3. Short-term Speculation Incentives: A four-year lockup period may create improper incentives, where lockers can vote to increase short-term rewards, sacrificing token long-term value. For users who continuously re-lock to maintain maximum voting weight and profits, their earnings are similar to perpetual bonds.

4. Bribery: Unlike Curve, MakerDAO has substantial treasury reserves, user fund risks, and protocol-level insurance, making bribery not applicable to lending platforms or stablecoin protocols like MakerDAO.

Note: veCRV holders can vote on how CRV rewards should be distributed among liquidity pools, leading to competition among liquidity providers and potential bribery situations.

5. Prisoner's Dilemma: Locking tokens raises the cost of governance attacks but also increases the cost of defending attacks. Resisting attacks requires increasing locked tokens to gain voting weight, bringing significant costs to defenders. Large lockers may find it challenging to exit entirely, as they must endure a long period of declining governance power and protocol security before selling, potentially resulting in selling at a discount.

Given the potential improper incentives and governance mechanism breakdown possibilities, it is believed that veTokens are not feasible.

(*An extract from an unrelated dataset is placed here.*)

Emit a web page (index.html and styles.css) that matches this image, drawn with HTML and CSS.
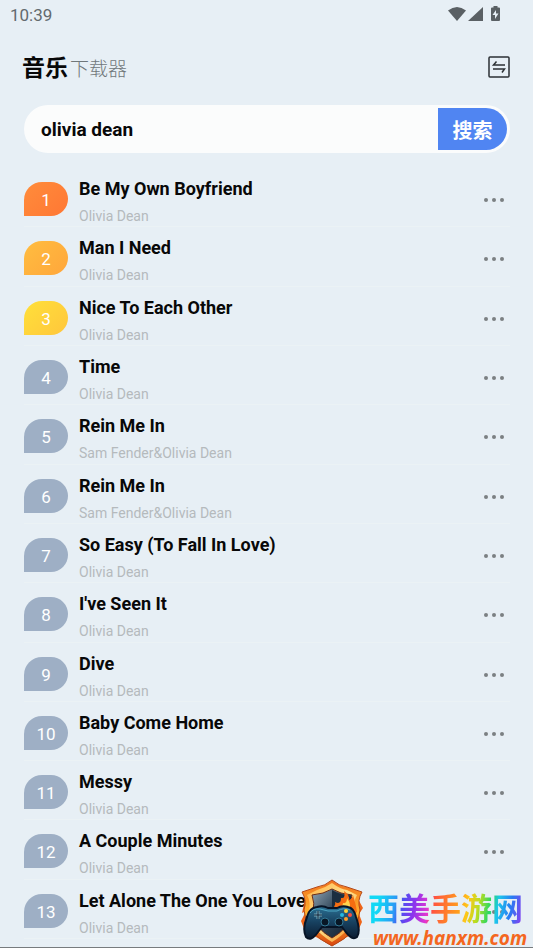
FILE: index.html
```html
<!doctype html>
<html lang="zh-CN">
<head>
    <title>音乐下载器</title>
    <meta charset="utf-8">
    <meta name="viewport" content="width=device-width, initial-scale=1">
    <link rel="stylesheet" href="styles.css">
</head>
<body>
    <div class="page">
        <div class="status">
            <span>10:39</span>
            <svg class="status-icons" viewBox="0 0 54 16" aria-hidden="true">
                <path d="M0 4.500Q9 -2.500 18 4.500L9 15Z"/>
                <path d="M35 1V15H20Z"/>
                <path fill-rule="evenodd" d="M45.500 0H49.500V1.500H51Q52 1.500 52 2.500V14Q52 15 51 15H44Q43 15 43 14V2.500Q43 1.500 44 1.500H45.500ZM48 4L44.500 9H47V13L50.500 7.500H48Z"/>
            </svg>
        </div>
        <header class="header">
            <h1><strong>音乐</strong><span>下载器</span></h1>
            <button class="switch" type="button" aria-label="切换">
                <svg viewBox="0 0 22 22">
                    <rect x="1" y="1" width="20" height="20" rx="1"/>
                    <path d="M17 9H5.500L8.500 5.500M5 13H16.500L14 16.500"/>
                </svg>
            </button>
        </header>
        <form class="search">
            <input type="text" value="olivia dean" aria-label="搜索歌曲">
            <button type="submit">搜索</button>
        </form>
        <ol class="songs">
            <li class="song">
                <span class="rank first">1</span>
                <div class="info"><h2>Be My Own Boyfriend</h2><p>Olivia Dean</p></div>
                <button class="more" type="button" aria-label="更多"><i></i><i></i><i></i></button>
            </li>
            <li class="song">
                <span class="rank second">2</span>
                <div class="info"><h2>Man I Need</h2><p>Olivia Dean</p></div>
                <button class="more" type="button" aria-label="更多"><i></i><i></i><i></i></button>
            </li>
            <li class="song">
                <span class="rank third">3</span>
                <div class="info"><h2>Nice To Each Other</h2><p>Olivia Dean</p></div>
                <button class="more" type="button" aria-label="更多"><i></i><i></i><i></i></button>
            </li>
            <li class="song">
                <span class="rank">4</span>
                <div class="info"><h2>Time</h2><p>Olivia Dean</p></div>
                <button class="more" type="button" aria-label="更多"><i></i><i></i><i></i></button>
            </li>
            <li class="song">
                <span class="rank">5</span>
                <div class="info"><h2>Rein Me In</h2><p>Sam Fender&amp;Olivia Dean</p></div>
                <button class="more" type="button" aria-label="更多"><i></i><i></i><i></i></button>
            </li>
            <li class="song">
                <span class="rank">6</span>
                <div class="info"><h2>Rein Me In</h2><p>Sam Fender&amp;Olivia Dean</p></div>
                <button class="more" type="button" aria-label="更多"><i></i><i></i><i></i></button>
            </li>
            <li class="song">
                <span class="rank">7</span>
                <div class="info"><h2>So Easy (To Fall In Love)</h2><p>Olivia Dean</p></div>
                <button class="more" type="button" aria-label="更多"><i></i><i></i><i></i></button>
            </li>
            <li class="song">
                <span class="rank">8</span>
                <div class="info"><h2>I've Seen It</h2><p>Olivia Dean</p></div>
                <button class="more" type="button" aria-label="更多"><i></i><i></i><i></i></button>
            </li>
            <li class="song">
                <span class="rank">9</span>
                <div class="info"><h2>Dive</h2><p>Olivia Dean</p></div>
                <button class="more" type="button" aria-label="更多"><i></i><i></i><i></i></button>
            </li>
            <li class="song">
                <span class="rank">10</span>
                <div class="info"><h2>Baby Come Home</h2><p>Olivia Dean</p></div>
                <button class="more" type="button" aria-label="更多"><i></i><i></i><i></i></button>
            </li>
            <li class="song">
                <span class="rank">11</span>
                <div class="info"><h2>Messy</h2><p>Olivia Dean</p></div>
                <button class="more" type="button" aria-label="更多"><i></i><i></i><i></i></button>
            </li>
            <li class="song">
                <span class="rank">12</span>
                <div class="info"><h2>A Couple Minutes</h2><p>Olivia Dean</p></div>
                <button class="more" type="button" aria-label="更多"><i></i><i></i><i></i></button>
            </li>
            <li class="song">
                <span class="rank">13</span>
                <div class="info"><h2>Let Alone The One You Love</h2><p>Olivia Dean</p></div>
                <button class="more" type="button" aria-label="更多"><i></i><i></i><i></i></button>
            </li>
        </ol>
        <div class="brand">
            <svg class="brand-logo" viewBox="0 0 62 68" aria-hidden="true">
                <defs>
                    <linearGradient id="flame" x1="0" y1="0" x2="0" y2="1">
                        <stop offset="0" stop-color="#f0701c"/>
                        <stop offset=".5" stop-color="#ffb02e"/>
                        <stop offset="1" stop-color="#d8460f"/>
                    </linearGradient>
                    <linearGradient id="gold" x1="0" y1="0" x2="1" y2="1">
                        <stop offset="0" stop-color="#ffb347"/>
                        <stop offset=".5" stop-color="#ffe08a"/>
                        <stop offset="1" stop-color="#f58a1f"/>
                    </linearGradient>
                    <linearGradient id="steel" x1="0" y1="0" x2="1" y2="1">
                        <stop offset="0" stop-color="#92a6b5"/>
                        <stop offset=".45" stop-color="#33495c"/>
                        <stop offset="1" stop-color="#101c2c"/>
                    </linearGradient>
                    <linearGradient id="pad" x1="0" y1="0" x2="0" y2="1">
                        <stop offset="0" stop-color="#2b7194"/>
                        <stop offset=".5" stop-color="#17405f"/>
                        <stop offset="1" stop-color="#0b1b30"/>
                    </linearGradient>
                </defs>
                <path fill="#ee6418" d="M4 20L1 34L5 32L0 42L5 55L15 58L31 67L46 58L56 54L61 43L58 35L62 29L57 20Z"/>
                <path fill="url(#flame)" stroke="#b4481a" d="M31 1Q38 7 46 8L61 13Q56 21 59 31Q58 54 31 67Q4 54 3 31Q6 21 1 13L16 8Q24 7 31 1Z"/>
                <path fill="url(#gold)" d="M31 4Q39 10 46 11L56 16Q52 23 54 32Q53 50 31 63Q9 50 8 32Q10 23 6 16L16 11Q24 9 31 4Z"/>
                <path fill="url(#steel)" stroke="#6b2b17" d="M31 10Q39 15 51 16Q48 24 50 33Q49 49 31 59Q13 49 12 33Q14 24 11 16Q23 15 31 10Z"/>
                <path fill="#1b2e40" d="M31 11Q39 16 50 17V29H31Z"/>
                <path fill="#f56d12" d="M27 31Q36 28 34 23Q40 26 40 19Q45 20 43 12Q49 16 48 21Q52 19 52 16Q55 26 56 33L50 37H31Z"/>
                <path fill="#ffd44d" d="M35 31Q42 29 42 24Q46 25 46 19Q51 26 48 33Z"/>
                <path fill="url(#pad)" stroke="#071426" stroke-width="2" d="M16 28Q22 26 27 29H36Q41 26 47 28Q53 29 55 38Q60 52 56 58Q51 62 44 52L41 48H21L17 53Q10 63 5 58Q1 50 6 38Q8 29 16 28Z"/>
                <path fill="none" stroke="#4da5c2" d="M9 34Q12 29 19 30L27 32H36Q43 28 49 31"/>
                <g fill="#081726" stroke="#337895">
                    <circle cx="24" cy="43" r="4"/>
                    <circle cx="38" cy="43" r="4"/>
                </g>
                <path fill="none" stroke="#75a8b9" stroke-width="3" d="M17 32V40M13 36H21"/>
                <path fill="none" stroke="#102339" d="M17 32V40M13 36H21"/>
                <circle cx="45" cy="32" r="2" fill="#ffd136"/>
                <circle cx="49" cy="36" r="2" fill="#ff4f3e"/>
                <circle cx="45" cy="40" r="2" fill="#ff9e27"/>
                <circle cx="41" cy="36" r="2" fill="#24b9e0"/>
            </svg>
            <div class="brand-text">
                <div class="brand-name">西美手游网</div>
                <div class="brand-url">www.hanxm.com</div>
            </div>
        </div>
    </div>
</body>
</html>
```
FILE: styles.css
```css
* {
    box-sizing: border-box;
}

body {
    margin: 0;
    background: #e7eff5;
    font-family: Roboto, "Noto Sans CJK SC", sans-serif;
    color: #080808;
}

h1, h2, p, ol {
    margin: 0;
    padding: 0;
}

button, input {
    border: 0;
    padding: 0;
    background: none;
    font-family: inherit;
    color: inherit;
}

button {
    cursor: pointer;
}

.page {
    display: flex;
    flex-direction: column;
    position: relative;
    min-height: 100vh;
    padding-bottom: 8px;
    border-bottom: 1px solid #777b7e;
    overflow: hidden;
}

/* status bar */
.status {
    display: flex;
    justify-content: space-between;
    align-items: center;
    height: 30px;
    padding: 0 31px 0 10px;
    font-size: 17px;
    color: #636a6e;
}

.status-icons {
    width: 54px;
    height: 16px;
    margin-bottom: 2px;
    fill: #5a6064;
}

/* header */
.header {
    display: flex;
    justify-content: space-between;
    align-items: center;
    height: 74px;
    padding: 0 23px 0 22px;
}

.header h1 {
    display: flex;
    align-items: baseline;
    gap: 2px;
    padding-top: 4px;
    line-height: 32px;
    font-size: 19px;
    font-weight: 300;
    color: #70777a;
}

.header strong {
    font-size: 23px;
    font-weight: 700;
    color: #080808;
}

.switch {
    width: 22px;
    height: 22px;
}

.switch svg {
    display: block;
    fill: none;
    stroke: #2c3134;
    stroke-width: 1.5;
}

/* search */
.search {
    display: flex;
    height: 48px;
    margin: 1px 23px 15px 24px;
    padding: 3px;
    border-radius: 24px;
    background: #fbfcfc;
}

.search input {
    flex: 1;
    min-width: 0;
    padding-left: 14px;
    font-size: 19px;
    font-weight: 700;
    outline: none;
}

.search button {
    width: 69px;
    border-radius: 0 21px 21px 0;
    background: #5085f2;
    font-size: 20px;
    font-weight: 700;
    color: white;
}

/* songs */
.songs {
    display: flex;
    flex: 1;
    flex-direction: column;
    padding: 0 23px 0 24px;
    list-style: none;
}

.song {
    display: flex;
    flex: 1;
    gap: 11px;
    padding-top: 9px;
    border-bottom: 1px solid #ebf2f5;
}

.rank {
    width: 44px;
    height: 34px;
    margin-top: 5px;
    border-radius: 18px 17px 17px 0;
    background: #9eafc5;
    line-height: 36px;
    font-size: 17px;
    text-align: center;
    color: white;
}

.rank.first {
    background: linear-gradient(135deg, #ff8c3b, #ff7734);
}

.rank.second {
    background: linear-gradient(135deg, #ffbd40, #ffa63b);
}

.rank.third {
    background: linear-gradient(135deg, #ffe03a, #ffc63c);
}

.info {
    flex: 1;
    min-width: 0;
}

.info h2 {
    line-height: 24px;
    font-size: 18px;
    font-weight: 700;
    white-space: nowrap;
}

.info p {
    margin-top: 6px;
    line-height: 18px;
    font-size: 14px;
    color: #b5babd;
}

.more {
    display: flex;
    align-items: center;
    gap: 4px;
    height: 46px;
    padding: 0 6px;
}

.more i {
    width: 4px;
    height: 4px;
    border-radius: 50%;
    background: #7b8082;
}

/* site mark over the bottom corner */
.brand {
    display: flex;
    align-items: flex-end;
    gap: 5px;
    position: absolute;
    right: 5px;
    bottom: 0;
}

.brand-logo {
    width: 62px;
    height: 68px;
}

.brand-text {
    width: 160px;
}

.brand-name {
    width: fit-content;
    line-height: 38px;
    font-size: 31px;
    font-weight: 700;
    white-space: nowrap;
    background: linear-gradient(100deg, #12d8f5 8%, #2a9bf5 18%, #4852f0 22%, #8a35ee 30%, #e536d0 39%, #ff553f 42%, #ff9e1c 58%, #ffc619 63%, #b9dd21 70%, #2cd860 77%, #1cc6ec 82%, #287cf3 90%, #9c32ef);
    background-clip: text;
    -webkit-background-clip: text;
    color: transparent;
}

.brand-url {
    padding-left: 5px;
    line-height: 18px;
    font-family: "Noto Sans", sans-serif;
    font-size: 19px;
    font-style: italic;
    font-weight: 700;
    color: #f4671f;
}
```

Hasu: Airdrops Won't Make You Rich

Hasu believes that the token economy of veTokens is akin to running on a treadmill:

Fully agree with monetsupply.eth's view. To incentivize locking, you need more tokens like MKR, DAI as interest. But if everyone locks and receives rewards, it means no one becomes wealthier. In reality, everyone becomes poorer due to being taxed on these earnings.